Halloween is one of my two favorite holidays. Like Christmas, it has always been a season for me, and not a mere day. But not a season measured by sales of candy and decorations, Wal-Mart and Martha Stewart notwithstanding. For me and everyone else in the Northern Hemisphere, the Halloween season is signaled by the dying of the light. This is what spurred the ancient Irish to mark the day as Samhain, when the veil between our world and the other -- Faerie, the Land of the Dead -- grows thin enough that a mortal might pass through to the other side. Once there you could become trapped: A single night might pass, but when -- if -- you returned to our world, hundreds of years would have gone by; your home would have become unrecognizable, your loved ones would be dead, the face that met you in a mirror a skeletal vestige of your own. "Rip Van Winkle" is the most familiar American version of this tale, but its roots are deep and buried in the dark matter of myth.
The ancients believed this traffic between the worlds moved both ways, and not just at night. On Samhain, the entire day was fraught with danger. The dead walked, faerie women snatched human men as lovers; one could look through a hedge and see the past, toss nuts into a fire and in their burned husks read the future. Oh, and you could dress up and go door-to-door, begging for sweet soul-cakes to eat, though this, too, was asking for trouble. As Theodore, the Archbishop of Canterbury, warned some 1,300 years ago of another winter revel, "To those who go about at the Kalends of January garbed as a stag or an old woman, taking the form of beasts . . . three years penance, for the thing is devilish."

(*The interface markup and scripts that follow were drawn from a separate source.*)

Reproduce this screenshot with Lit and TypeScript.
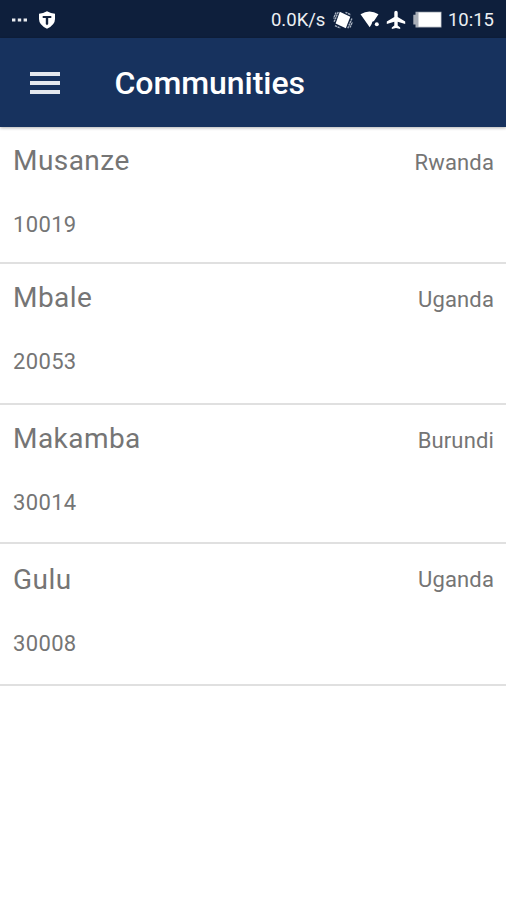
import { LitElement, html, css } from "lit";
import { customElement } from "lit/decorators.js";

const rows = [
  { name: "Musanze", country: "Rwanda", code: "10019", cls: "r1" },
  { name: "Mbale", country: "Uganda", code: "20053", cls: "r2" },
  { name: "Makamba", country: "Burundi", code: "30014", cls: "r3" },
  { name: "Gulu", country: "Uganda", code: "30008", cls: "r4" },
];

@customElement("app-root")
export class AppRoot extends LitElement {
  static styles = css`
    :host { display: block; height: 900px; background: #fff; font-family: Roboto, sans-serif; overflow: hidden; }
    * { box-sizing: border-box; }
    .status { height: 38px; background: #0e1f3c; color: #eceff3; display: flex; align-items: center; padding: 1px 12px 0 11px; font-size: 18.5px; }
    .status svg { display: block; flex: none; }
    .shield { margin-left: 10px; }
    .icons { display: flex; gap: 6.5px; margin: 0 6px 0 8px; }
    .spacer { flex: 1; }
    .bar { height: 89px; background: #17325e; display: flex; align-items: center; padding-left: 30px; gap: 54.5px; box-shadow: 0 1px 3px rgba(0,0,0,.3); position: relative; }
    h1 { margin: 0; color: #fff; font-size: 32px; font-weight: 500; line-height: 38px; letter-spacing: -.05px; }
    .row { border-bottom: 2px solid #e0e0e0; padding: 17px 12px 0 13px; color: #757575; }
    .r1 { height: 137px; } .r2 { height: 141px; } .r3 { height: 139px; } .r4 { height: 142px; padding-top: 19px; }
    .top { display: flex; justify-content: space-between; align-items: flex-start; height: 34px; }
    .name { font-size: 28px; line-height: 34px; letter-spacing: .45px; }
    .small { font-size: 22px; letter-spacing: .35px; }
    .country { line-height: 28px; padding-top: 5px; letter-spacing: .15px; }
    .r4 .country { padding-top: 3px; }
    .code { margin-top: 33px; line-height: 28px; }
  `;
  render() {
    return html`
      <div class="status">
        <svg width="17" height="18" viewBox="0 0 17 18" fill="#e8ebef"><path d="M1 7.5h3.4v3H1zM6.8 7.5h3.4v3H6.8zM12.6 7.5H16v3h-3.4z"/></svg>
        <svg class="shield" width="18" height="18" viewBox="0 0 18 18"><path d="M9 .3Q13 2.5 17 2.7V8q0 6-8 9.7Q1 14 1 8V2.7Q5 2.5 9 .3z" fill="#fff"/><path d="M4.7 5h8.6v2h-3.1v6L9 14.2 7.8 13V7H4.700z" fill="#14233d"/></svg>
        <span class="spacer"></span>
        <span>0.0K/s</span>
        <div class="icons">
          <svg width="20" height="20" viewBox="0 0 20 20"><path d="M6.8 1.8L17.300 6.700 12.800 18.300 2.600 13.400z" fill="#fff"/><path d="M5.200 2L1 12M3 2.500L.6 8.500M14.800 18.200l4.200-10M17 17.600l2.300-5.500M12.500 2.300l5.300 2.500M2 15.600l5.300 2.500" fill="none" stroke="#a9b2c0" stroke-width="1.400" stroke-dasharray="2.200 .6"/></svg>
          <svg width="20" height="20" viewBox="0 0 20 20"><path d="M.5 4.200Q9.500-1 18.500 4.200L14 11q-2.300.4-2.200 2.800L9.700 17.200z" fill="#fff"/><circle cx="16.800" cy="14.300" r="2" fill="#fff"/></svg>
          <svg width="20" height="20" viewBox="0 0 20 20"><path d="M10 .8q1.700 0 1.700 1.700v4.600l7.500 4.500v2.500l-7.500-2.300v3.600l2.500 2V19L10 17.900 5.800 19v-1.600l2.500-2v-3.600L.8 14.100v-2.500l7.500-4.500V2.500Q8.300.8 10 .8z" fill="#fff"/></svg>
          <svg width="29" height="20" viewBox="0 0 29 20"><path d="M2.500 1.700h26v15.800h-26v-3H.3V4.700h2.200z" fill="#a9afb8"/><path d="M5.500 2.500h22.300v14.200H5.500z" fill="#fff"/></svg>
        </div>
        <span>10:15</span>
      </div>
      <div class="bar">
        <svg width="30" height="22" viewBox="0 0 30 22" fill="#e4e8ef"><path d="M0 0h30v4H0zM0 9h30v4H0zM0 18h30v4H0z"/></svg>
        <h1>Communities</h1>
      </div>
      ${rows.map((r) => html`<div class="row ${r.cls}"><div class="top"><span class="name">${r.name}</span><span class="small country">${r.country}</span></div><div class="small code">${r.code}</div></div>`)}
    `;
  }
}
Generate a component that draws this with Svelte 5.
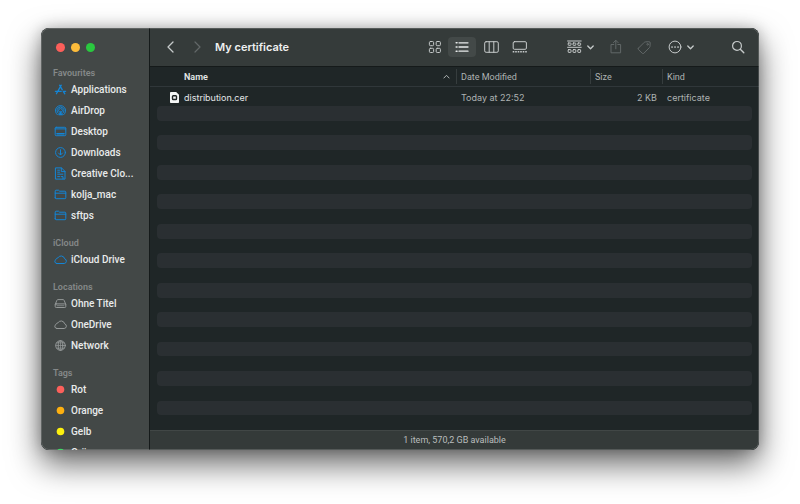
<script>
  const groups = [
    {
      title: 'Favourites',
      items: [
        { name: 'Applications', icon: 'apps' },
        { name: 'AirDrop', icon: 'airdrop' },
        { name: 'Desktop', icon: 'desktop' },
        { name: 'Downloads', icon: 'download' },
        { name: 'Creative Clo...', icon: 'file' },
        { name: 'kolja_mac', icon: 'folder' },
        { name: 'sftps', icon: 'folder' }
      ]
    },
    { title: 'iCloud', items: [{ name: 'iCloud Drive', icon: 'cloud' }] },
    {
      title: 'Locations',
      muted: true,
      items: [
        { name: 'Ohne Titel', icon: 'disk' },
        { name: 'OneDrive', icon: 'cloud' },
        { name: 'Network', icon: 'globe' }
      ]
    },
    {
      title: 'Tags',
      items: [
        { name: 'Rot', color: '#fc605b' },
        { name: 'Orange', color: '#fdb010' },
        { name: 'Gelb', color: '#fdf00e' },
        { name: 'Grün', color: '#1fd14c' }
      ]
    }
  ]

  const views = ['icons', 'list', 'columns', 'gallery']
  let view = $state('list')

  const files = [{ name: 'distribution.cer', date: 'Today at 22:52', size: '2 KB', kind: 'certificate' }]
  const emptyRows = Array(22).fill(0)
</script>

{#snippet chevron()}
  <svg class="chevron" width="7" height="5" viewBox="0 0 7 5"><path d="M.8 1l2.7 2.7L6.2 1" stroke-width="1.3" /></svg>
{/snippet}

<div class="desktop">
  <div class="window">
    <aside>
      <div class="lights">
        <button class="close" aria-label="Close"></button>
        <button class="minimize" aria-label="Minimize"></button>
        <button class="zoom" aria-label="Zoom"></button>
      </div>
      <nav>
        {#each groups as group}
          <h2>{group.title}</h2>
          <ul class:muted={group.muted}>
            {#each group.items as item}
              <li>
                <a href="#{item.name}">
                  <svg width="13" height="13" viewBox="0 0 13 13">
                    {#if item.color}
                      <circle cx="6.5" cy="6.5" r="3.8" fill={item.color} stroke="none" />
                    {:else if item.icon === 'apps'}
                      <path d="M7.3 2.2L3.2 9.3M5.6 2.2l2.7 4.6M9.6 8.8l1.2 2M2.4 10.7l.5-.9M1.4 8.3h5.8M9.2 8.3h2.4" stroke-width="1.3" />
                    {:else if item.icon === 'airdrop'}
                      <path d="M3.3 10.7a5.1 5.1 0 1 1 6.4 0M4.2 9.2a3.5 3.5 0 1 1 4.6 0M5.2 7.8a1.9 1.9 0 1 1 2.6 0" />
                      <path d="M6.5 7.2L4.6 11h3.8z" fill="currentColor" stroke-width=".6" />
                    {:else if item.icon === 'desktop'}
                      <rect x="1.2" y="2.3" width="10.6" height="8.4" rx="1" /><path d="M1.2 3.9h10.6" /><path d="M3 8.7h7" stroke-width="1.6" />
                    {:else if item.icon === 'download'}
                      <circle cx="6.5" cy="6.5" r="4.9" /><path d="M6.5 3.7v5M4.5 7l2 2 2-2" />
                    {:else if item.icon === 'file'}
                      <path d="M1.8.9h5.7l3.5 3.5v7.7H1.8zM7.3.9v3.7H11M3.7 3.2h1.8M3.7 5.2h1.8M3.7 7.2h5.2M3.7 9.6h1.8M7.2 9.6H9v2.2" />
                    {:else if item.icon === 'folder'}
                      <path d="M1.2 9.8V3.1q0-.9.9-.9h2.4l1.1 1h5.3q.9 0 .9.9v5.7q0 .9-.9.9H2.1q-.9 0-.9-.9zM1.2 5.2h10.6" />
                    {:else if item.icon === 'cloud'}
                      <path d="M2.9 10.5h7.3a2.4 2.4 0 0 0 .4-4.7A3.6 3.6 0 0 0 3.9 4.9 2.1 2.1 0 0 0 2 6.5 2.1 2.1 0 0 0 2.9 10.5z" />
                    {:else if item.icon === 'disk'}
                      <path d="M1.2 7.4l1.7-4.1q.3-.7 1-.7h5.2q.7 0 1 .7l1.7 4.1" /><rect x="1.2" y="6.9" width="10.6" height="3.6" rx="1" /><path d="M3 8.7h7" stroke-width=".7" />
                    {:else}
                      <circle cx="6.5" cy="6.5" r="4.8" /><ellipse cx="6.5" cy="6.5" rx="2.3" ry="4.8" /><path d="M6.5 1.7v9.6M1.7 6.5h9.6M2.6 3.9h7.8M2.6 9.1h7.8" stroke-width=".7" />
                    {/if}
                  </svg>
                  {item.name}
                </a>
              </li>
            {/each}
          </ul>
        {/each}
      </nav>
    </aside>

    <main>
      <header>
        <button class="arrow" aria-label="Back"><svg width="7" height="12" viewBox="0 0 7 12"><path d="M6 1L1 6l5 5" stroke-width="1.3" /></svg></button>
        <button class="arrow off" aria-label="Forward" disabled><svg width="7" height="12" viewBox="0 0 7 12"><path d="M1 1l5 5-5 5" stroke-width="1.2" /></svg></button>
        <h1>My certificate</h1>

        <div class="views">
          {#each views as v}
            <button class:active={view === v} aria-label="Show as {v}" onclick={() => (view = v)}>
              <svg width="16" height="14" viewBox="0 0 16 14">
                {#if v === 'icons'}
                  <rect x="3.4" y="1.5" width="4.2" height="4.2" rx="1" /><rect x="10.2" y="1.5" width="4.2" height="4.2" rx="1" />
                  <rect x="3.4" y="8.3" width="4.2" height="4.2" rx="1" /><rect x="10.2" y="8.3" width="4.2" height="4.2" rx="1" />
                {:else if v === 'list'}
                  <path d="M5 2.8h9M5 7h9M5 11.2h9" stroke-width="1.3" />
                  <path d="M2.2 2.8h.8M2.2 7h.8M2.2 11.2h.8" stroke-width="1.6" />
                {:else if v === 'columns'}
                  <rect x="1.7" y="1.7" width="13.6" height="10.6" rx="1.4" /><path d="M6.2 1.7v10.6M10.8 1.7v10.6" />
                {:else}
                  <rect x="1.2" y="1.7" width="13.2" height="7.6" rx="1.2" /><path d="M.7 11.8h14.2" stroke-width="1.6" stroke-dasharray="1.6 .9" stroke-linecap="butt" />
                {/if}
              </svg>
            </button>
          {/each}
        </div>

        <button class="group" aria-label="Group items">
          <svg width="15" height="14" viewBox="0 0 15 14">
            <path d="M.6 1h13.6M.6 7.3h13.6" />
            <rect x="1.2" y="3" width="2.8" height="2.3" rx=".5" /><rect x="6" y="3" width="2.8" height="2.3" rx=".5" /><rect x="10.8" y="3" width="2.8" height="2.3" rx=".5" />
            <rect x="1.2" y="9.6" width="2.8" height="2.8" rx=".5" /><rect x="6" y="9.6" width="2.8" height="2.8" rx=".5" /><rect x="10.8" y="9.6" width="2.8" height="2.8" rx=".5" />
          </svg>
          {@render chevron()}
        </button>
        <div class="pair">
          <button class="off" aria-label="Share" disabled>
            <svg width="14" height="16" viewBox="0 0 14 16"><path d="M4.8 5.5H2v8.3h9.6V5.5H8.8M6.8 9.8V1.4M4.4 3.7l2.4-2.4 2.4 2.4" /></svg>
          </button>
          <button class="off" aria-label="Edit tags" disabled>
            <svg width="15" height="15" viewBox="0 0 15 15"><path d="M1.4 8.2l5.8-5.8q.5-.5 1.2-.5l3.5-.2q1.3 0 1.3 1.3l-.2 3.3q0 .7-.5 1.2l-5.7 5.8q-.8.7-1.5 0L1.4 9.5q-.6-.7 0-1.3z" /><circle cx="10.6" cy="4.3" r=".8" /></svg>
          </button>
        </div>
        <button class="more" aria-label="Action">
          <svg width="14" height="14" viewBox="0 0 14 14"><circle cx="7" cy="7" r="5.9" /><path d="M4 7h.1M7 7h.1M10 7h.1" stroke-width="1.7" /></svg>
          {@render chevron()}
        </button>
        <button class="search" aria-label="Search">
          <svg width="14" height="14" viewBox="0 0 14 14"><circle cx="6" cy="5.9" r="4.4" stroke-width="1.2" /><path d="M9.3 9.2l3.5 3.5" stroke-width="1.4" /></svg>
        </button>
      </header>

      <table>
        <thead>
          <tr>
            <th class="name">
              <span>Name <svg width="7" height="5" viewBox="0 0 7 5"><path d="M.9 4L3.5 1.3 6.1 4" /></svg></span>
            </th>
            <th class="date">Date Modified</th>
            <th class="size">Size</th>
            <th class="kind">Kind</th>
          </tr>
        </thead>
        <tbody>
          {#each files as file}
            <tr>
              <td class="name">
                <svg width="9" height="11" viewBox="0 0 9 11">
                  <path d="M.8 0h5.4L9 2.8v7.4q0 .8-.8.8H.8q-.8 0-.8-.8V.8Q0 0 .8 0z" fill="#f4f6f6" stroke="none" />
                  <rect x="2.5" y="3.7" width="4" height="3.8" rx=".8" stroke="#1f2627" stroke-width="1.4" />
                </svg>{file.name}
              </td>
              <td>{file.date}</td>
              <td class="amount">{file.size}</td>
              <td>{file.kind}</td>
            </tr>
          {/each}
        </tbody>
      </table>
      <div class="stripes">
        {#each emptyRows as _}
          <div></div>
        {/each}
      </div>

      <footer>1 item, 570,2 GB available</footer>
    </main>
  </div>
</div>

<style>
  :global(body) {
    background: #fff;
  }
  .desktop {
    box-sizing: border-box;
    height: 100vh;
    padding: 28px 41px 54px;
    overflow: hidden;
    font-family: Roboto, "Liberation Sans", sans-serif;
    font-size: 10px;
    color: #e4e7e7;
  }
  .window {
    position: relative;
    display: flex;
    height: 100%;
    border-radius: 8px;
    overflow: hidden;
    background: #1f2627;
    box-shadow: 0 14px 32px rgba(0, 0, 0, 0.6), 0 0 14px rgba(0, 0, 0, 0.22);
  }
  .window::after {
    content: '';
    position: absolute;
    inset: 0;
    border: 1px solid rgba(255, 255, 255, 0.16);
    border-radius: 8px;
    pointer-events: none;
  }
  svg {
    display: block;
    flex: none;
    fill: none;
    stroke: currentColor;
    stroke-linecap: round;
    stroke-linejoin: round;
  }
  button {
    display: flex;
    align-items: center;
    justify-content: center;
    flex: none;
    padding: 0;
    border: 0;
    background: none;
    color: #c6caca;
  }

  aside {
    box-sizing: border-box;
    flex: none;
    width: 109px;
    border-right: 1px solid #151a1a;
    background: #434847;
    overflow: hidden;
  }
  .lights {
    display: flex;
    gap: 6px;
    padding: 15px 15px;
  }
  .lights button {
    width: 9px;
    height: 9px;
    border-radius: 50%;
  }
  .lights .close {
    background: #fc5f5a;
  }
  .lights .minimize {
    background: #fdbc3b;
  }
  .lights .zoom {
    background: #2ac83f;
  }
  h2 {
    margin: 0;
    padding-left: 12px;
    font-size: 9px;
    line-height: 12px;
    font-weight: 600;
    color: #858989;
  }
  ul {
    margin: 0 0 11px;
    padding: 0;
    list-style: none;
  }
  li a {
    display: flex;
    align-items: center;
    gap: 4px;
    height: 21px;
    padding-left: 13px;
    font-weight: 500;
    color: #e9ebeb;
    text-decoration: none;
    white-space: nowrap;
  }
  li svg {
    color: #1385d6;
  }
  .muted svg {
    color: #949898;
  }

  main {
    display: flex;
    flex: 1;
    flex-direction: column;
    min-width: 0;
  }
  header {
    display: flex;
    align-items: center;
    flex: none;
    height: 38px;
    padding: 0 7px;
    border-bottom: 1px solid #151a1a;
    background: #353b3a;
  }
  header button {
    width: 28px;
    height: 20px;
  }
  header .arrow {
    width: 27px;
  }
  header .off {
    color: #626868;
  }
  h1 {
    flex: 1;
    margin: 0 0 0 4px;
    font-family: Inter, "Liberation Sans", sans-serif;
    font-size: 11px;
    line-height: 16px;
    font-weight: 600;
    color: #eff1f1;
    white-space: nowrap;
  }
  .views {
    display: flex;
    margin-right: 32px;
  }
  .views button {
    border-radius: 4px;
  }
  .views button + button + button {
    margin-left: 1px;
  }
  .views .active {
    background: #434948;
    color: #e9ecec;
  }
  .pair {
    display: flex;
    margin: 0 8px;
  }
  .chevron {
    margin-left: 5px;
  }
  header .more {
    width: 30px;
    margin-right: 28px;
  }

  table {
    width: 100%;
    table-layout: fixed;
    border-collapse: separate;
    border-spacing: 0;
  }
  th,
  td {
    padding: 0 5px;
    text-align: left;
    font-weight: 400;
    color: #aeb3b3;
    white-space: nowrap;
  }
  th {
    height: 19px;
    border-bottom: 1px solid #30373a;
    background: linear-gradient(#363d3e, #363d3e) left center / 1px 15px no-repeat;
    font-size: 9px;
  }
  th.name {
    padding: 0 6px 0 34px;
    background: none;
    font-weight: 600;
    color: #e4e7e7;
  }
  th span {
    display: flex;
    align-items: center;
    justify-content: space-between;
  }
  th svg {
    color: #aeb3b3;
  }
  .date {
    width: 124px;
  }
  .size {
    width: 62px;
  }
  .kind {
    width: 87px;
  }
  td {
    height: 15px;
    padding-top: 3px;
    padding-bottom: 1px;
    font-family: Inter, "Liberation Sans", sans-serif;
    font-size: 9px;
    line-height: 15px;
  }
  td.name {
    display: flex;
    align-items: center;
    gap: 5px;
    padding-left: 20px;
    color: #e4e7e7;
  }
  .amount {
    text-align: right;
  }
  .stripes {
    display: flex;
    flex: 1;
    flex-direction: column;
    padding: 0 7px;
  }
  .stripes div {
    flex: 1;
    border-radius: 4px;
  }
  .stripes div:nth-child(odd) {
    background: #2a2f32;
  }
  footer {
    flex: none;
    height: 19px;
    border-top: 1px solid #414746;
    background: #343a39;
    font-size: 9px;
    line-height: 19px;
    text-align: center;
    color: #b9bdbd;
  }
</style>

But Halloween isn't about Evil; it's about the Dark, about disguising ourselves and our most secret impulses so that, if we do succeed in momentarily passing through that veil to the Other Side, we won't be recognized or held accountable for what we do there. And I think that most of us do want to have a glimpse of what's down there in the dark; in spite of, or because of, our fears.
I've always loved costume parties: When I was 16, I talked my parents into letting me have a Black and White Ball, modeled after Truman Capote's notorious 1966 masquerade. My party was fabulous -- even if sitting around in the rec room in the dark listening to Jethro Tull's "Thick as a Brick" probably wasn't how Tru and Diana Vreeland and Andy Warhol had spent their evening. But it wasn't the Halloween party of my dreams. The veil was still there; the wall between our world and the mysterious otherworld remained way too thick, though not thick enough to keep my mother from bursting in and turning the lights back on.
This is what today's schlock-and-goremeisters don't get: that down there in the basement, in the dark, there is a mystery, and not just hormonal teenagers and a puddle of fake blood. The English historian Ronald Hutton is a great debunker of Celtic mysteries -- ley lines, Wiccan ceremonies, Druidic sacrifices, the provenance of many so-called ancient rituals that in fact are only a few hundred years old. But Hutton is surprisingly sympathetic to the neopagans themselves, and to the impulse that drives their belief -- the impulse to lay claim to an ancient part of our psyche and acknowledge that, whether or not there is actually a veil between the worlds, it seems important for us to have a symbol of one. It's important to draw a line to separate the everyday from the mysterious, while still sanctioning our need to engage with the latter, whether by dressing up, rereading "The Monkey's Paw" for the hundredth time, or just staring into a candle flame until things start to move at the corners of our eyes.
The ancient Roman Lucretius said: "It is in autumn that the starlit dome of heaven throughout its breadth and the whole earth are most often rocked by thunderbolts, and again when the flowery season of spring is waxing. . . . These then are the year's crises." Crisis: literally, a turning point. Halloween is our annual crisis of fear. Late autumn is when the earth tilts toward the dark and, seasonal creatures that we are, we feel it shift beneath our feet. Whether or not we like it -- whether we're even aware of it while we're buying candy at the mall and worrying about our kids being out alone as night falls -- our world moves in a circle, and we're part of the cycle.
This is the time of year to remember that; to go outside, all by yourself as the shadows are falling, and very, very quietly practice saying, "Boo.".